April 27, 2012
Dutch Plan to Restrict Marijuana Passes Hurdle
By DAVID JOLLY
PARIS — The Dutch government’s plan to prohibit the purchase of marijuana by nonresidents cleared an important hurdle on Friday, when a court in The Hague dismissed a lawsuit brought by shop owners challenging the plan on the grounds that it was discriminatory.
The court agreed with the government that the prohibition was justified because of crime associated with people who travel to the Netherlands to buy marijuana and hashish, a resin derived from the cannabis plant. Although illegal in the Netherlands, soft drugs are tolerated. Licensed shops, called coffee shops, have been allowed to sell them since 1997, and Dutch citizens may grow up to five marijuana plants for personal use without fear of prosecution.
The center-right government of Prime Minister Mark Rutte, which took office in 2010, is seeking to tighten controls on the shops with what is known as a “weed pass” system, under which each shop would be limited to 2,000 customers and required to maintain a register of clients; the sale of drugs to nonresidents would be illegal.
Friday’s ruling cleared the way for the system to go into effect on Tuesday in the provinces bordering Germany and Belgium in the south, the areas most widely identified with drug-tourism crime. The rest of the country is to follow suit next Jan. 1.

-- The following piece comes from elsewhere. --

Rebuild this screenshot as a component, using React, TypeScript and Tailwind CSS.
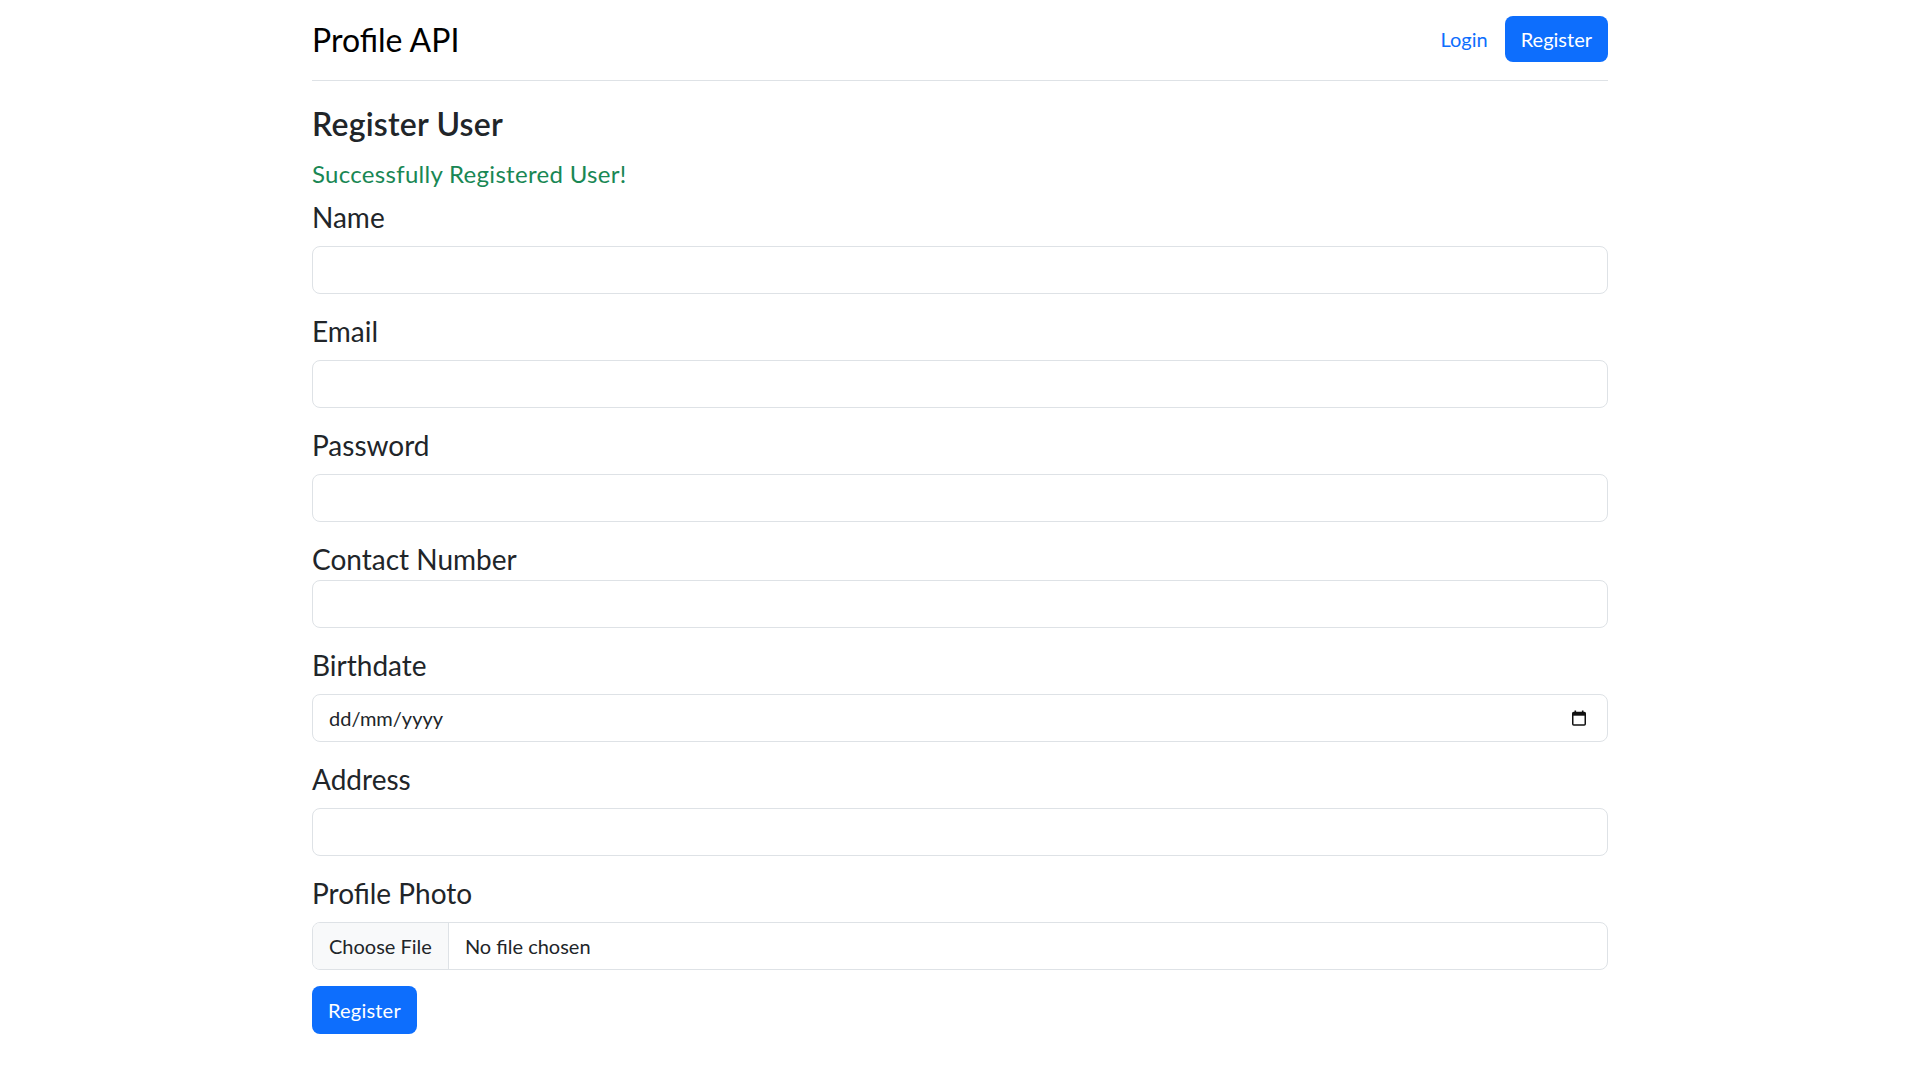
import { ReactNode } from 'react';

function Label({ children, tight }: { children: ReactNode; tight?: boolean }) {
  return (
    <label className={`block text-[28px] leading-[1.5] text-[#212529] ${tight ? '' : 'mb-2'}`}>
      {children}
    </label>
  );
}

function TextField() {
  return <div className="h-[48px] w-full rounded-lg border border-[#dee2e6] bg-white" />;
}

function CalendarIcon() {
  return (
    <svg width="16" height="16" viewBox="0 0 16 16" fill="none">
      <rect x="3.5" y="0.5" width="1.6" height="3" fill="#111" />
      <rect x="10.9" y="0.5" width="1.6" height="3" fill="#111" />
      <rect x="1.75" y="2.5" width="12.5" height="12.5" rx="1" stroke="#111" strokeWidth="1.5" />
      <rect x="1.75" y="2.5" width="12.5" height="3.2" fill="#111" />
    </svg>
  );
}

export default function App() {
  return (
    <div className="min-h-screen bg-white font-['Lato',sans-serif] text-[#212529]">
      <div className="w-[1296px] mx-auto">
        <header className="flex items-center justify-between py-4 border-b border-[#dee2e6]">
          <span className="text-[32px] leading-[1.5] text-black">Profile API</span>
          <nav className="self-start flex items-center gap-[17px]">
            <a className="text-[20px] text-[#0d6efd] leading-[1.5]">Login</a>
            <button className="h-[46px] px-4 rounded-lg bg-[#0d6efd] text-white text-[20px] leading-[1.5]">
              Register
            </button>
          </nav>
        </header>

        <main className="mt-6">
          <h2 className="text-[32px] leading-[1.2] font-semibold text-[#212529] tracking-[0.2px] mb-[13px]">
            Register User
          </h2>
          <p className="text-[24px] leading-[1.5] text-[#198754] tracking-[0.3px] mb-[4px]">
            Successfully Registered User!
          </p>

          <form>
            <div className="mb-4">
              <Label>Name</Label>
              <TextField />
            </div>
            <div className="mb-4">
              <Label>Email</Label>
              <TextField />
            </div>
            <div className="mb-4">
              <Label>Password</Label>
              <TextField />
            </div>
            <div className="mb-4">
              <Label tight>Contact Number</Label>
              <TextField />
            </div>
            <div className="mb-4">
              <Label>Birthdate</Label>
              <div className="h-[48px] w-full rounded-lg border border-[#dee2e6] flex items-center justify-between pl-4 pr-5">
                <span className="text-[20px] text-[#212529]">dd/mm/yyyy</span>
                <CalendarIcon />
              </div>
            </div>
            <div className="mb-4">
              <Label>Address</Label>
              <TextField />
            </div>
            <div className="mb-4">
              <Label>Profile Photo</Label>
              <div className="h-[48px] w-full rounded-lg border border-[#dee2e6] flex items-stretch overflow-hidden">
                <span className="flex items-center px-4 bg-[#f8f9fa] border-r border-[#dee2e6] text-[20px] text-[#212529]">
                  Choose File
                </span>
                <span className="flex items-center pl-4 text-[20px] text-[#212529]">No file chosen</span>
              </div>
            </div>
            <button type="button" className="h-[48px] px-4 rounded-lg bg-[#0d6efd] text-white text-[20px] tracking-[0.2px]">
              Register
            </button>
          </form>
        </main>
      </div>
    </div>
  );
}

Even the Dutch people who support the shops acknowledge the problems created by drug tourists in the south. Buyers drive in by the hundreds, clogging streets and seeking large quantities of drugs to take home. That has led to a return of street sales, though a major reason for the toleration policy was to squelch them.
“It’s of course disappointing, and of course we’ll appeal,” said Michael Veling, a spokesman for the Cannabis Retailers Association, which represents most coffee shop owners. Appeals cannot be filed before enforcement begins, but Mr. Veling said the shop owners would refuse to obey the new system.
“From May 1 my colleagues in the south will disobey, and we expect to be arrested,” said Mr. Veling, who is also the owner of the Amsterdam coffee shop 420 Cafe. Saying the restrictions would be very hard to enforce in any case, Mr. Veling added: “We’ll just reinvent the coffee shops as we have in the past. Before the current system, we operated in stealth.”
Eric Daalder, a lawyer arguing the case for the government, did not immediately respond to requests for comment.
Mayor Eberhard van der Laan of Amsterdam also opposes the change and has sought to find alternative solutions. Little crime is associated with marijuana outside the southern provinces, and officials in many areas fear the return of black market street dealings if the coffee shops are closed.
But the government insists it will move forward with its plan. “Amsterdam will also have to enforce this policy,” Job van de Sande, a spokesman for the Ministry of Security and Justice, told The Associated Press on Friday.
The possibility remains, however, that the government will drop the weed pass plan on its own. Mr. Rutte’s government collapsed this week in a dispute over austerity measures, though he will remain in a caretaker role until new elections on Sept. 12. To win backing for his budget, he has had to form a coalition with two small parties that oppose the system.
Mr. Veling of the Cannabis Retailers Association said he was optimistic that with the inclusion in the government of the two parties — D66 and the Greens — the weed pass system would ultimately be dropped.